Sunday, January 19, 2020
I hate the phrase "Okay, boomer" but it's not why you think...
Before you discount this post, my millennial daughter cautiously gave me the go ahead…
I started med school at the age of 50. For the past seven years, nearly all of my friends and close colleagues have been millennials. That small, wonderful first group of us working together and supporting each other through anatomy, the random partners on overnight call when we’d stay up all night long and talk about really important stuff, and the comradery built in study groups while trying to make it through all of those grueling, ego-crushing Step exams. Through all of it, I grew to know and love my millennial colleagues. And even more importantly, I learned from them.

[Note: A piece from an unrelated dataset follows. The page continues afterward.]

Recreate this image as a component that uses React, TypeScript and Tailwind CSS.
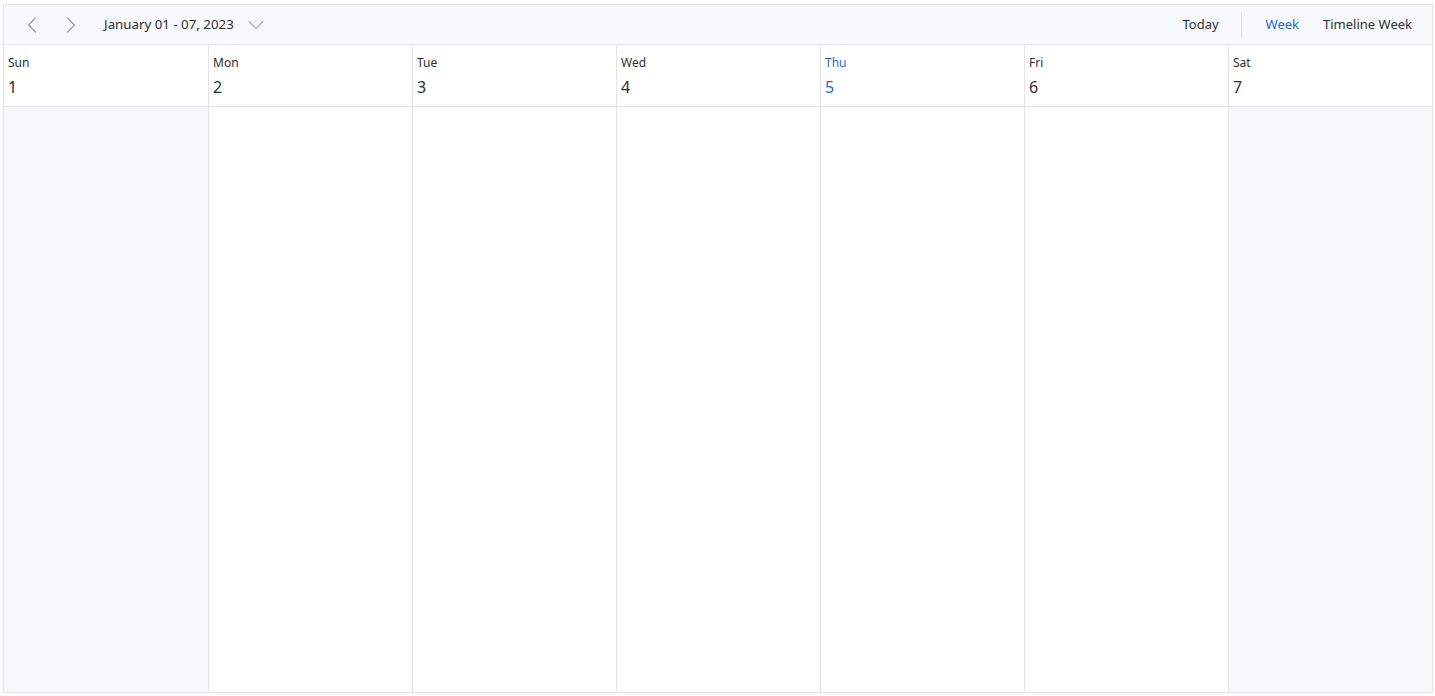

In millennials I saw what I would call a radical acceptance. It is a worldview that stresses empathy and inclusion. It is a way of approaching others that does NOT put people in categories or make generalizations. Instead it means not just accepting others and the many ways they may differ from us, but celebrating that difference. Race, ethnicity, gender, education, nationality, sexual orientation, income, religion, weight and more. It’s seeing and celebrating the person for the unique being that they are instead of putting them in a category and making assumptions about them. It is a refreshing world view. (I would add that from a Christian perspective this would be a way to approach others based on Jesus’ teaching of loving one’s neighbor. It makes me wonder what the church may be doing wrong to have turned so many millennials away from religion when in theory they share a similar worldview, but that’s a post for another day).
So why do I hate the phrase “Okay, boomer”? Because it goes against the radical acceptance that defines millennials. It places people of my age and older in a box, and makes pejorative assumptions about us. It makes me wonder if age might be the one category left that millennials may feel it is okay to make negative judgments about others with out knowing them.
I do think that some of boomer age discount millennials and all that they can offer. And I too hear statements from my cohort that I find deeply offensive. And these views must be challenged, especially when they limit the rights of others.
But instead of “Okay, boomer”, a better (more congruent) approach might be to identify the offensive behavior or characteristic and name that regardless of age. Not to lump all us 50+ year olds together and write us off as hopeless because of the number of years we’ve been on this planet. Because doing so goes against the greatest gift that the millennial generation has to offer—radical acceptance. And that includes age as well.
We are a country and world in dire need of the millenials transformative message.